After weeks of barfing out a million denials covered in zesty sauce, Burger King finally admitted that if you ate a Whopper at one of their fine gourmet establishments in the UK, then you might’ve chewed on a ground up piece of the Black Stallion’s nipple. Sarah Jessica Parker just stared in horror at her half-eaten Whopper and cried out “AUNTIE?!!!” before dropping it and galloping away.
When the grocery chain Tesco and a bunch of other companies found out that they sold ground beef with horse and pig in it, Burger King shook their heads no and swore on a bushel of the King’s sweet potato curly pubes that all of their burgers are made with 100% beef. Even though BK’s meat came from the same plant where the horse-tainted beef was found, they still denied it. But then BK did their own DNA tests and found out that yup, there’s Seabiscuit in that shit. They pushed out this statement to The Guardian:
“Our independent DNA test results on product taken from restaurants were negative for any equine DNA. However, four samples recently taken from the Silvercrest plant have shown the presence of very small trace levels of equine DNA. Within the last 36 hours, we have established that Silvercrest used a small percentage of beef imported from a non-approved supplier in Poland.
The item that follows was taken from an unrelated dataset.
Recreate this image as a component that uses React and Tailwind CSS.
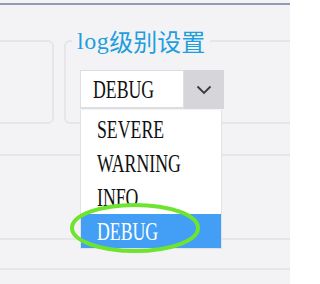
import React from "react";

const levels = ["SEVERE", "WARNING", "INFO", "DEBUG"];

function Label({ children }) {
  return (
    <span className="inline-block origin-left scale-x-[0.71] whitespace-nowrap">{children}</span>
  );
}

export default function App() {
  const current = "DEBUG";

  return (
    <div className="relative w-[290px] h-[284px] overflow-hidden bg-[#f3f3f6] font-['Liberation_Serif','Noto_Sans_CJK_SC',serif]">
      {/* top rule */}
      <div className="pt-[3px]">
        <div className="h-[2px] bg-[#8d9cb7]" />
      </div>

      {/* fieldsets row */}
      <div className="mt-[35px] flex items-start gap-[10px]">
        <div className="-ml-[26px] h-[84px] w-[80px] shrink-0 rounded-[6px] border-2 border-[#e6e6ea]" />
        <div className="relative h-[84px] w-[260px] shrink-0 rounded-[6px] border-2 border-[#e6e6ea] pt-[28px] pl-[14px]">
          <div className="absolute -top-[14px] left-[6px] flex h-[26px] items-center bg-[#f3f3f6] px-[5px] text-[#1f9edd]">
            <span className="text-[24px] leading-[26px] tracking-[0.5px]">log</span>
            <span className="text-[24px] leading-[26px] font-['Noto_Sans_CJK_SC',sans-serif]">级别设置</span>
          </div>
          <div className="flex h-[39px] w-[144px]">
            <div className="flex flex-1 items-center border border-b-[2px] border-[#dedee2] bg-white pl-[12px] text-[25px] leading-none text-[#111]">
              <Label>{current}</Label>
            </div>
            <div className="flex w-[40px] items-center justify-center bg-[#d6d6da]">
              <svg width="16" height="10" viewBox="0 0 16 10">
                <path d="M1.5 1.5 L8 8 L14.5 1.5" fill="none" stroke="#3a3a3a" strokeWidth="1.8" />
              </svg>
            </div>
          </div>
        </div>
      </div>

      {/* table rows */}
      <div className="mt-[30px] h-[84px] border-t-2 border-[#e6e6ea]" />
      <div className="h-[30px] border-t-2 border-[#e6e6ea]" />
      <div className="h-[30px] border-t-2 border-[#e6e6ea]" />

      {/* open dropdown */}
      <ul className="absolute left-[80px] top-[110px] w-[142px] border-x border-b border-[#e2e2e6] bg-white pt-[2px] text-[25px] leading-none">
        {levels.map((l) => (
          <li
            key={l}
            className={`flex h-[34px] items-center pl-[16px] ${
              l === current ? "bg-[#429ff5] text-white" : "text-[#111]"
            }`}
          >
            <Label>{l}</Label>
          </li>
        ))}
      </ul>

      {/* highlight ring */}
      <svg className="absolute left-[67px] top-[201px]" width="136" height="54" viewBox="0 0 136 54">
        <ellipse cx="68" cy="27" rx="63" ry="23" fill="none" stroke="#6fe42e" strokeWidth="4" />
      </svg>
    </div>
  );
}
They promised to deliver 100% British and Irish beef patties and have not done so. This is a clear violation of our specifications, and we have terminated our relationship with them.
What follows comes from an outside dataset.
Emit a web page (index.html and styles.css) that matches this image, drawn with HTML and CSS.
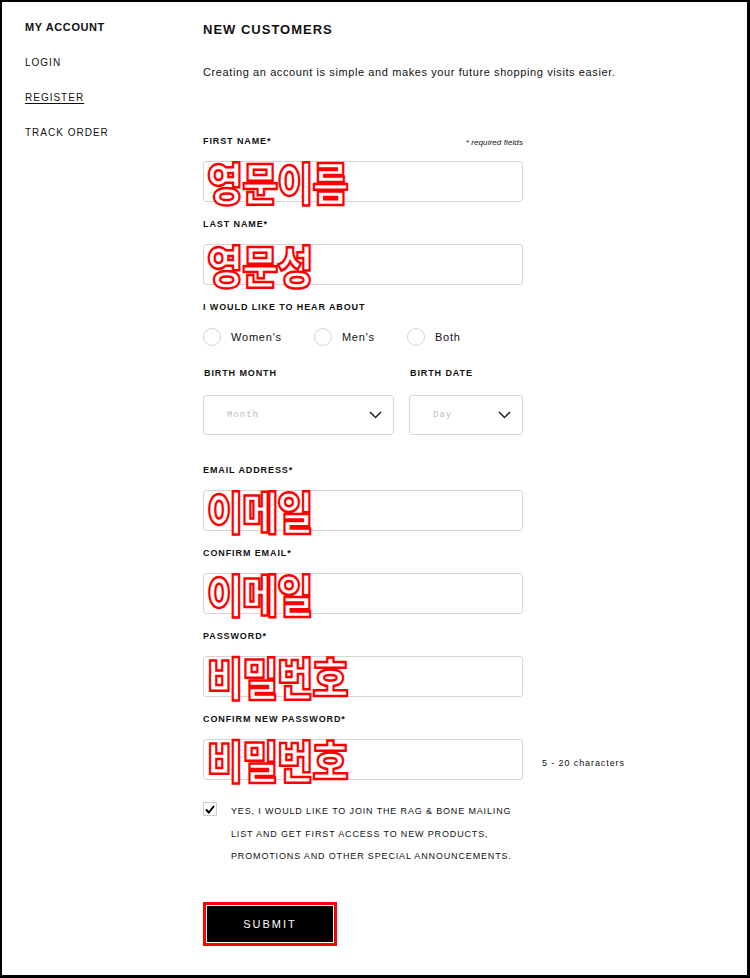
FILE: index.html
```html
<!DOCTYPE html>
<html lang="en">
<head>
  <meta charset="UTF-8" />
  <meta name="viewport" content="width=device-width, initial-scale=1.0" />
  <title>Register - My Account</title>
  <link rel="stylesheet" href="styles.css">
</head>
<body>
  <div class="page">
    <nav class="sidebar">
      <h2>MY ACCOUNT</h2>
      <a href="#">LOGIN</a>
      <a href="#" class="active">REGISTER</a>
      <a href="#">TRACK ORDER</a>
    </nav>

    <main class="content">
      <h1>NEW CUSTOMERS</h1>
      <p class="intro">Creating an account is simple and makes your future shopping visits easier.</p>

      <div class="field first">
        <div class="label-row">
          <label>FIRST NAME*</label>
          <span class="required">* required fields</span>
        </div>
        <div class="box"><span class="note-ko">영문이름</span></div>
      </div>

      <div class="field">
        <label>LAST NAME*</label>
        <div class="box"><span class="note-ko">영문성</span></div>
      </div>

      <div class="field">
        <label>I WOULD LIKE TO HEAR ABOUT</label>
        <div class="radios">
          <span class="radio"><i></i>Women's</span>
          <span class="radio"><i></i>Men's</span>
          <span class="radio"><i></i>Both</span>
        </div>
      </div>

      <div class="birth">
        <div class="birth-col month">
          <label>BIRTH MONTH</label>
          <div class="select"><span>Month</span>
            <svg width="13" height="8" viewBox="0 0 13 8"><polyline points="1,1 6.5,6.5 12,1" fill="none" stroke="#222" stroke-width="1.5"/></svg>
          </div>
        </div>
        <div class="birth-col day">
          <label>BIRTH DATE</label>
          <div class="select"><span>Day</span>
            <svg width="13" height="8" viewBox="0 0 13 8"><polyline points="1,1 6.5,6.5 12,1" fill="none" stroke="#222" stroke-width="1.5"/></svg>
          </div>
        </div>
      </div>

      <div class="field email">
        <label>EMAIL ADDRESS*</label>
        <div class="box"><span class="note-ko">이메일</span></div>
      </div>

      <div class="field">
        <label>CONFIRM EMAIL*</label>
        <div class="box"><span class="note-ko">이메일</span></div>
      </div>

      <div class="field">
        <label>PASSWORD*</label>
        <div class="box"><span class="note-ko">비밀번호</span></div>
      </div>

      <div class="field">
        <label>CONFIRM NEW PASSWORD*</label>
        <div class="box-row">
          <div class="box"><span class="note-ko">비밀번호</span></div>
          <span class="hint">5 - 20 characters</span>
        </div>
      </div>

      <div class="optin">
        <span class="check">
          <svg width="10" height="9" viewBox="0 0 10 9"><polyline points="1,4.5 3.8,7.5 9,1" fill="none" stroke="#000" stroke-width="2"/></svg>
        </span>
        <p>YES, I WOULD LIKE TO JOIN THE RAG &amp; BONE MAILING LIST AND GET FIRST ACCESS TO NEW PRODUCTS, PROMOTIONS AND OTHER SPECIAL ANNOUNCEMENTS.</p>
      </div>

      <div class="submit-wrap">
        <button type="button">SUBMIT</button>
      </div>
    </main>
  </div>
</body>
</html>
```

FILE: styles.css
```css
body {
  margin: 0;
  padding: 0;
  font-family: "Liberation Sans", Arial, sans-serif;
  color: #111;
  background: #fff;
}

.page {
  display: flex;
  width: 750px;
  height: 978px;
  box-sizing: border-box;
  border-style: solid;
  border-color: #000;
  border-width: 2px 3px 3px 2px;
  overflow: hidden;
}

/* SIDEBAR */
.sidebar {
  width: 201px;
  flex-shrink: 0;
  box-sizing: border-box;
  padding: 18px 0 0 23px;
  display: flex;
  flex-direction: column;
}

.sidebar h2 {
  margin: 0;
  font-size: 11px;
  line-height: 14px;
  letter-spacing: 0.6px;
  font-weight: 700;
}

.sidebar a {
  color: #111;
  text-decoration: none;
  font-size: 10px;
  line-height: 14px;
  letter-spacing: 1px;
  margin-top: 21px;
  align-self: flex-start;
}

.sidebar a:nth-of-type(1) {
  margin-top: 22px;
}

.sidebar a.active {
  text-decoration: underline;
  text-underline-offset: 2px;
}

/* CONTENT */
.content {
  width: 320px;
  padding-top: 20px;
}

h1 {
  margin: 0;
  font-size: 13px;
  line-height: 16px;
  letter-spacing: 1px;
  font-weight: 700;
}

.intro {
  margin: 26px 0 0;
  font-size: 11px;
  line-height: 16px;
  letter-spacing: 0.6px;
  white-space: nowrap;
}

.field {
  margin-top: 16px;
}

.field.first {
  margin-top: 55px;
}

.field.email {
  margin-top: 29px;
}

label {
  display: block;
  font-size: 9px;
  line-height: 12px;
  font-weight: 700;
  letter-spacing: 0.9px;
}

.label-row {
  display: flex;
  justify-content: space-between;
  align-items: flex-end;
}

.required {
  font-size: 8px;
  font-style: italic;
  letter-spacing: 0.1px;
  line-height: 12px;
  position: relative;
  top: 2px;
}

.box {
  margin-top: 14px;
  height: 41px;
  width: 320px;
  flex-shrink: 0;
  box-sizing: border-box;
  border: 1px solid #d6d6d6;
  border-radius: 3px;
  padding-left: 3px;
  overflow: visible;
}

.box-row {
  display: flex;
  align-items: flex-end;
}

.hint {
  margin-left: 19px;
  font-size: 9px;
  letter-spacing: 0.9px;
  line-height: 12px;
  padding-bottom: 11px;
  white-space: nowrap;
}

/* anotação em vermelho sobre o campo */
.note-ko {
  display: block;
  font-family: "Noto Sans CJK KR", sans-serif;
  font-weight: 900;
  font-size: 45px;
  line-height: 45px;
  letter-spacing: -1px;
  color: #fff;
  -webkit-text-stroke: 2.5px #ff0000;
  margin-top: -3px;
  white-space: nowrap;
  transform: scaleX(0.87);
  transform-origin: left center;
}

/* RADIOS */
.radios {
  display: flex;
  gap: 32px;
  margin-top: 15px;
}

.radio {
  display: flex;
  align-items: center;
  font-size: 11px;
  letter-spacing: 0.8px;
  line-height: 18px;
}

.radio i {
  width: 18px;
  height: 18px;
  box-sizing: border-box;
  border: 1.5px solid #d6d6d6;
  border-radius: 50%;
  margin-right: 10px;
}

/* BIRTH */
.birth {
  display: flex;
  gap: 15px;
  margin-top: 21px;
}

.birth-col.month {
  width: 191px;
}

.birth-col.day {
  width: 114px;
}

.birth-col label {
  padding-left: 1px;
}

.select {
  margin-top: 16px;
  height: 40px;
  box-sizing: border-box;
  border: 1px solid #d6d6d6;
  border-radius: 3px;
  display: flex;
  align-items: center;
  justify-content: space-between;
  padding: 0 11px 0 23px;
}

.select span {
  font-family: "Liberation Mono", monospace;
  font-size: 9px;
  letter-spacing: 1px;
  color: #bbb;
}

/* OPT-IN */
.optin {
  display: flex;
  margin-top: 22px;
}

.check {
  width: 14px;
  height: 14px;
  box-sizing: border-box;
  border: 1px solid #ccc;
  display: flex;
  align-items: center;
  justify-content: center;
  margin-top: 0;
  flex-shrink: 0;
}

.optin p {
  margin: 0 0 0 14px;
  font-size: 9px;
  line-height: 22.5px;
  letter-spacing: 0.85px;
  width: 300px;
  margin-top: -2px;
}

/* SUBMIT */
.submit-wrap {
  margin-top: 34px;
  width: 134px;
  height: 44px;
  box-sizing: border-box;
  border: 3px solid #ff0000;
  padding: 1px;
}

.submit-wrap button {
  display: block;
  width: 100%;
  height: 100%;
  border: none;
  background: #000;
  color: #fff;
  font-family: "Liberation Sans", Arial, sans-serif;
  font-size: 11px;
  letter-spacing: 2px;
  cursor: pointer;
}
```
[The company was] deeply troubled by the findings of our investigation and apologise to our guests, who trust us to source only the highest quality 100% beef burgers. Our supplier has failed us and in turn we have failed you”.
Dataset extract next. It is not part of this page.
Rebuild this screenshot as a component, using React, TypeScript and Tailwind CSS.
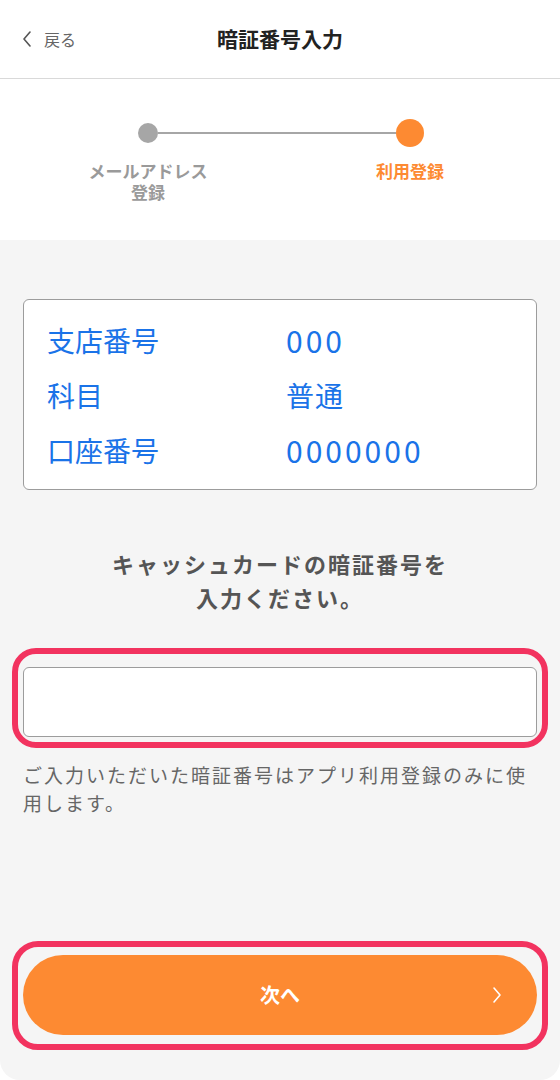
import { useState } from "react";

const FONT = "font-['Noto_Sans_CJK_JP','Noto_Sans',sans-serif]";

function BackIcon() {
  return (
    <svg width="10" height="16" viewBox="0 0 10 16" fill="none" className="stroke-[#555]">
      <polyline points="8,1 2,8 8,15" strokeWidth="1.6" strokeLinecap="round" strokeLinejoin="round" />
    </svg>
  );
}

function NextIcon() {
  return (
    <svg width="10" height="18" viewBox="0 0 10 18" fill="none" className="stroke-white">
      <polyline points="2,2 8,9 2,16" strokeWidth="1.6" strokeLinecap="round" strokeLinejoin="round" />
    </svg>
  );
}

const rows = [
  { label: "支店番号", value: "000", numeric: true },
  { label: "科目", value: "普通", numeric: false },
  { label: "口座番号", value: "0000000", numeric: true },
];

export default function App() {
  const [pin, setPin] = useState("");

  return (
    <div className={`${FONT} flex min-h-[1080px] flex-col bg-white`}>
      <header className="grid h-[79px] grid-cols-[1fr_auto_1fr] items-center border-b border-[#d9d9d9] px-[22px]">
        <button className="flex items-center gap-[12px] text-[16px] text-[#666]">
          <BackIcon />
          戻る
        </button>
        <h1 className="text-[21px] font-bold text-[#222]">暗証番号入力</h1>
        <div />
      </header>

      <section className="h-[161px] pt-[40px]">
        <div className="ml-[138px] flex w-[286px] items-center">
          <span className="h-[20px] w-[20px] rounded-full bg-[#a6a6a6]" />
          <span className="h-[2px] flex-1 bg-[#a6a6a6]" />
          <span className="h-[28px] w-[28px] rounded-full bg-[#fd8a32]" />
        </div>
        <div className="mt-[11px] flex text-[17px] font-bold leading-[25px]">
          <p className="ml-[78px] w-[140px] text-center text-[#9a9a9a]">
            <span className="block">メールアドレス</span>
            <span className="-mt-[4px] block">登録</span>
          </p>
          <p className="ml-[122px] w-[140px] text-center text-[#fd8a32]">利用登録</p>
        </div>
      </section>

      <main className="flex flex-1 flex-col rounded-b-[20px] bg-[#f5f5f5] px-[23px] pt-[59px] pb-[45px]">
        <div className="rounded-[6px] border border-[#9c9c9c] bg-white pt-[13px] pb-[11px] pl-[23px]">
          {rows.map((row) => (
            <div key={row.label} className="flex items-center text-[28px] leading-[55px] text-[#1a73e8]">
              <span className="w-[239px]">{row.label}</span>
              <span className={row.numeric ? "text-[30px] tracking-[3px]" : "tracking-[1px]"}>{row.value}</span>
            </div>
          ))}
        </div>

        <p className="mt-[56px] text-center text-[22px] font-bold leading-[34px] tracking-[2px] text-[#555]">
          キャッシュカードの暗証番号を
          <br />
          入力ください。
        </p>

        <div className="relative mt-[53px]">
          <div className="pointer-events-none absolute -top-[19px] -left-[11px] -right-[11px] -bottom-[11px] rounded-[24px] border-[6px] border-[#f2335f]" />
          <input
            type="password"
            inputMode="numeric"
            value={pin}
            onChange={(event) => setPin(event.target.value)}
            className="block h-[70px] w-full rounded-[6px] border border-[#9c9c9c] bg-white px-4 text-[22px] outline-none"
          />
        </div>

        <p className="mt-[24px] text-[19px] leading-[28px] tracking-[2px] text-[#666]">
          ご入力いただいた暗証番号はアプリ利用登録のみに使用します。
        </p>

        <div className="relative mt-auto">
          <div className="pointer-events-none absolute -top-[14px] -left-[11px] -right-[11px] -bottom-[15px] rounded-[26px] border-[6px] border-[#f2335f]" />
          <button className="relative flex h-[80px] w-full items-center justify-center rounded-full bg-[#fd8a32] text-[20px] font-bold text-white">
            次へ
            <span className="absolute right-[35px] top-1/2 -translate-y-1/2">
              <NextIcon />
            </span>
          </button>
        </div>
      </main>
    </div>
  );
}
“The highest quality 100% beef burgers”? That is some charbroiled bullshittery right there. Who expects Kobe beef-like hamburgers when they go to Burger King? You know that when you go to BK you’re going to get the wrong stuff between two buns (Side note: “Wrong stuff between two buns” is what’s written on my medical file every time I go to the free clinic for a prostate check). I’m surprised that there’s more than just horse meat in there. I eat too much fast food and every time I eat that crap, I know that I probably just ate a patty made of worms, subway rats and coagulated chicken jelly. They’re allowed to call it beef because they get a cow to queef on it before they ship it off. I still eat it, it’s still delicious and it still makes my butt cry for mercy on the toilet.
So yeah, if you’ve eaten fast food, then I’m sure you’ve wrapped your mouth around a big piece of horse meat before. You sick Equus bitch.